Auf Vorschlag eines Künstlers wurde dieser von der Natur gesegnete Fleck Erde damals sehr treffend nach einem bunt schimmernden Stein Opalküste getauft. Die 134 Meter hohe, nördlichste Steilklippe Frankreichs Cap Blanc-Nez ragt wie eine Nase in den Ärmelkanal. Der Blick von hier aus auf dessen rund zehn Kilometer entfernte kleine Schwester, das Cap Gris-Nez, lässt Hochgefühle aufkommen. Und zugleich die Feststellung: Welch ein Glück, dass an diesem landschaftlichen Juwel, das übrigens während der englisch-französischen Kriege sowie während der beiden Weltkriege stets im strategischen Rampenlicht stand, der Massentourismus noch nicht angekommen ist.
Bananenförmige Seehunde
Man darf sich freuen und die „Unbekannte Schöne Frankreichs“, wie die Côte d’Opale sich preisen lässt, in Ruhe genießen. Etwa bei der Wattwanderung in der Somme-Bucht. Barfuß oder mit Gummistiefeln geht es bei Ebbe über Schlick und Sand, gelassen darf man sich dem Schauspiel der hier besonders ausgeprägten Gezeiten hingeben. Denn Natur-Guide Maxim sorgt für Sicherheit. „Das rasche Hereinbrechen der Flut kann leicht unterschätzt werden, da braucht es Erfahrung“, lässt er wissen, um dann gleich in das essbare „Menü“ der Salzwiesen einzuführen: Es sprießen Obione als „Chips de la Mer“ oder auch Salicorne als Meeresspargel aus dem Boden. Und plötzlich wird klar, wofür das Fernglas gedacht ist: Draußen auf den Sandbänken aalen sich Seehunde in der Sonne. Nein, sie posieren. Und zwar in entzückend komischer Bananenform, um ihre niedlichen Köpfe und Flossen warmzuhalten.

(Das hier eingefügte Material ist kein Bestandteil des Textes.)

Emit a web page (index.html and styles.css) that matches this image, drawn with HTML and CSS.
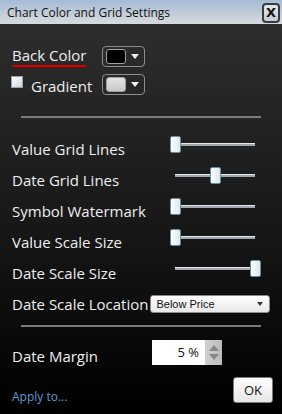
FILE: index.html
```html
<!DOCTYPE html>
<html lang="en">
<head>
  <meta charset="UTF-8">
  <meta name="viewport" content="width=device-width, initial-scale=1.0">
  <title>Chart Color and Grid Settings</title>
  <link rel="stylesheet" href="styles.css">
</head>
<body>

<div class="dialog">
  <div class="titlebar">
    <span class="title">Chart Color and Grid Settings</span>
    <button class="close-btn">X</button>
  </div>

  <div class="content">
    <div class="color-row">
      <span class="label"><span class="marked">Back Color</span></span>
      <div class="swatch-btn">
        <span class="swatch swatch-black"></span>
        <span class="caret"></span>
      </div>
    </div>
    <div class="color-row">
      <label class="label check-label"><span class="checkbox"></span>Gradient</label>
      <div class="swatch-btn">
        <span class="swatch swatch-grey"></span>
        <span class="caret"></span>
      </div>
    </div>

    <div class="divider divider-top"></div>

    <div class="setting-row">
      <span class="label">Value Grid Lines</span>
      <div class="slider"><div class="track"></div><div class="thumb" style="left: 0px;"></div></div>
    </div>
    <div class="setting-row">
      <span class="label">Date Grid Lines</span>
      <div class="slider"><div class="track"></div><div class="thumb" style="left: 40px;"></div></div>
    </div>
    <div class="setting-row">
      <span class="label">Symbol Watermark</span>
      <div class="slider"><div class="track"></div><div class="thumb" style="left: 0px;"></div></div>
    </div>
    <div class="setting-row">
      <span class="label">Value Scale Size</span>
      <div class="slider"><div class="track"></div><div class="thumb" style="left: 0px;"></div></div>
    </div>
    <div class="setting-row">
      <span class="label">Date Scale Size</span>
      <div class="slider"><div class="track"></div><div class="thumb" style="left: 80px;"></div></div>
    </div>
    <div class="setting-row">
      <span class="label label-auto">Date Scale Location</span>
      <div class="select">
        <span>Below Price</span>
        <span class="select-caret"></span>
      </div>
    </div>

    <div class="divider divider-bottom"></div>

    <div class="margin-row">
      <span class="label">Date Margin</span>
      <div class="spin">
        <span class="spin-value">5 %</span>
        <span class="spin-buttons">
          <span class="spin-up"></span>
          <span class="spin-down"></span>
        </span>
      </div>
    </div>

    <div class="footer">
      <a class="apply-link" href="#">Apply to...</a>
      <button class="ok-btn">OK</button>
    </div>
  </div>
</div>

</body>
</html>
```

FILE: styles.css
```css
/* Global Styles */
body {
  margin: 0;
  font-family: 'Open Sans', 'Liberation Sans', sans-serif;
  background-color: #ffffff;
}

.dialog {
  width: 282px;
  height: 414px;
  display: flex;
  flex-direction: column;
  background: linear-gradient(to bottom, #303030 0%, #1c1c1c 45%, #000000 100%);
  color: #ececec;
  overflow: hidden;
}

/* Title bar */
.titlebar {
  height: 24px;
  flex-shrink: 0;
  display: flex;
  align-items: center;
  justify-content: space-between;
  padding: 0 2px 0 7px;
  background: linear-gradient(to bottom, #a4bbd6 0%, #c4ced9 60%, #d6dbe1 100%);
}

.title {
  font-family: 'Open Sans', sans-serif;
  font-size: 12px;
  color: #111;
}

.close-btn {
  width: 18px;
  height: 20px;
  margin-top: 1px;
  padding: 0;
  border: 2px solid #3a3a3a;
  border-radius: 4px;
  background: linear-gradient(to bottom, #e4e8ec, #c6ccd3);
  font-family: 'DejaVu Sans', sans-serif;
  font-weight: bold;
  font-size: 13px;
  line-height: 15px;
  color: #111;
}

.content {
  flex: 1;
  display: flex;
  flex-direction: column;
  padding: 21px 0 0 12px;
}

.label {
  font-size: 15px;
  color: #eeeeee;
}

/* Colour rows */
.color-row {
  height: 22px;
  display: flex;
  align-items: center;
  margin-bottom: 6px;
}

.color-row .label {
  width: 90px;
}

.marked {
  display: inline-block;
  padding-bottom: 1px;
  border-bottom: 2px solid #d40000;
  box-shadow: 0 2px 2px -1px rgba(120, 0, 0, 0.6);
  line-height: 17px;
}

.check-label {
  display: flex;
  align-items: center;
  margin-top: 3px;
}

.checkbox {
  width: 10px;
  height: 10px;
  margin: -7px 8px 0 -1px;
  border: 1px solid #9aa0a8;
  background: linear-gradient(135deg, #ffffff, #cfd6de);
}

.swatch-btn {
  width: 38px;
  height: 19px;
  display: flex;
  align-items: center;
  gap: 5px;
  padding-left: 3px;
  border: 1.5px solid #8c8c8c;
  border-radius: 4px;
}

.swatch {
  width: 18px;
  height: 13px;
  border: 1px solid #a0a0a0;
  border-radius: 3px;
}

.swatch-black {
  background-color: #000;
}

.swatch-grey {
  background: linear-gradient(to bottom, #e2e2e2, #c8c8c8);
}

.caret {
  width: 0;
  height: 0;
  border-left: 4px solid transparent;
  border-right: 4px solid transparent;
  border-top: 5px solid #f2f2f2;
}

/* Dividers */
.divider {
  width: 240px;
  height: 2px;
  margin-left: 9px;
  background-color: #7a7a7a;
}

.divider-top {
  margin-top: 15px;
  margin-bottom: 15px;
}

.divider-bottom {
  margin-top: 6px;
  margin-bottom: 13px;
}

/* Slider rows */
.setting-row {
  height: 31px;
  display: flex;
  align-items: center;
}

.setting-row .label {
  width: 140px;
  flex-shrink: 0;
  white-space: nowrap;
}

.setting-row .label-auto {
  width: auto;
  margin-right: 2px;
}

.slider {
  position: relative;
  width: 90px;
  height: 17px;
  margin: 0 0 8px 18px;
}

.track {
  height: 2px;
  margin: 7px 5px 0 5px;
  border-top: 1px solid #e6e9ec;
  background-color: #9ea6ae;
}

.thumb {
  position: absolute;
  top: 0;
  width: 9px;
  height: 15px;
  border: 1px solid #5f93a3;
  border-radius: 2px;
  background: linear-gradient(to right, #ffffff, #dfe6ec);
}

/* Drop-down */
.select {
  width: 107px;
  height: 16px;
  display: flex;
  align-items: center;
  justify-content: space-between;
  padding: 0 6px 0 5px;
  border: 1px solid #8a8a8a;
  border-radius: 3px;
  background: linear-gradient(to bottom, #ffffff, #e8e8e8);
  font-family: 'Liberation Sans', sans-serif;
  font-size: 11px;
  color: #111;
}

.select-caret {
  width: 0;
  height: 0;
  border-left: 3px solid transparent;
  border-right: 3px solid transparent;
  border-top: 4px solid #333;
}

/* Date margin */
.margin-row {
  height: 25px;
  display: flex;
  align-items: flex-end;
}

.margin-row .label {
  width: 140px;
  margin-bottom: -1px;
}

.spin {
  display: flex;
  height: 25px;
}

.spin-value {
  width: 47px;
  padding-right: 6px;
  background-color: #fff;
  color: #111;
  font-size: 13px;
  line-height: 25px;
  text-align: right;
}

.spin-buttons {
  width: 17px;
  display: flex;
  flex-direction: column;
  align-items: center;
  justify-content: space-around;
  padding: 4px 0;
  background: linear-gradient(to right, #d0d0d0, #bcbcbc);
  box-sizing: border-box;
}

.spin-up,
.spin-down {
  width: 0;
  height: 0;
  border-left: 5px solid transparent;
  border-right: 5px solid transparent;
}

.spin-up {
  border-bottom: 6px solid #888;
}

.spin-down {
  border-top: 6px solid #888;
}

/* Footer */
.footer {
  display: flex;
  justify-content: space-between;
  align-items: flex-end;
  margin-top: 12px;
  padding-right: 9px;
}

.apply-link {
  font-size: 12px;
  color: #5a9ad4;
  text-decoration: none;
  margin-bottom: -2px;
}

.ok-btn {
  width: 40px;
  height: 26px;
  padding: 0;
  border: 1px solid #7c7c7c;
  border-radius: 3px;
  background: linear-gradient(to bottom, #ffffff, #e6e6e6);
  font-family: 'Open Sans', sans-serif;
  font-size: 13px;
  color: #111;
  cursor: pointer;
}
```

Das Fernglas heißt es gleich in der Hand behalten, denn auch andere Tiere fühlen sich hier pudelwohl. Im nahen Vogelreservat Parc du Marquenterre, der für Zugvögel wie Dauergäste paradiesischen Lebensraum bietet, wurden bis dato über 300 Arten gesichtet. Scharen von Störchen und Löffelschnäblern, die in den Baumkronen korsischer Pinien mit viel Geklapper ihre Nester hüten, machen den bananenverrenkenden Seehunden Konkurrenz. Und für alle, die es über die Meeresbewohner genauer wissen wollen: In Boulogne-sur-Mer lassen sich im Nausicaá, dem größten Meeresaquarium Europas, die Tiefen der Ozeane mit 100.000 ihrer Bewohner unvergesslich erkunden.
Macarons und Macron
Weiter im Landesinneren wartet ein nächster Superlativ: die Kathedrale von Amiens. Als Ausdruck höchster gotischer Baukunst ist sie flächenmäßig die größte des Landes, Notre Dame von Paris passt theoretisch gleich zweimal ein. „Man könnte allein vor dem Portal Stunden verbringen“, schwärmt Guide Doreen. Doch die hübsche Stadt, die nach schweren Zerstörungen im Zweiten Weltkrieg seine mittelalterlichen Häuser wieder im Original aufbaute, bietet noch mehr. „Jules Verne ist unser Goethe“, verweist Doreen auf den großen Schriftsteller, der hier seine Wahlheimat gefunden hatte. Es lässt sich gütlich auf seinen Spuren wandeln.
Und zwischendurch heißt es bei einem süßen Gedicht Halt machen: den hierzulande berühmten „Macarons von Amiens“ in der Traditionsconfiserie Trogneux. Der Schwiegersohn des Hauses erfreut sich noch größerer Berühmtheit: Präsident Emmanuel Macron ist wie seine Frau hier geboren. Der hohe Norden Frankreich arbeitet sich vor ins Rampenlicht.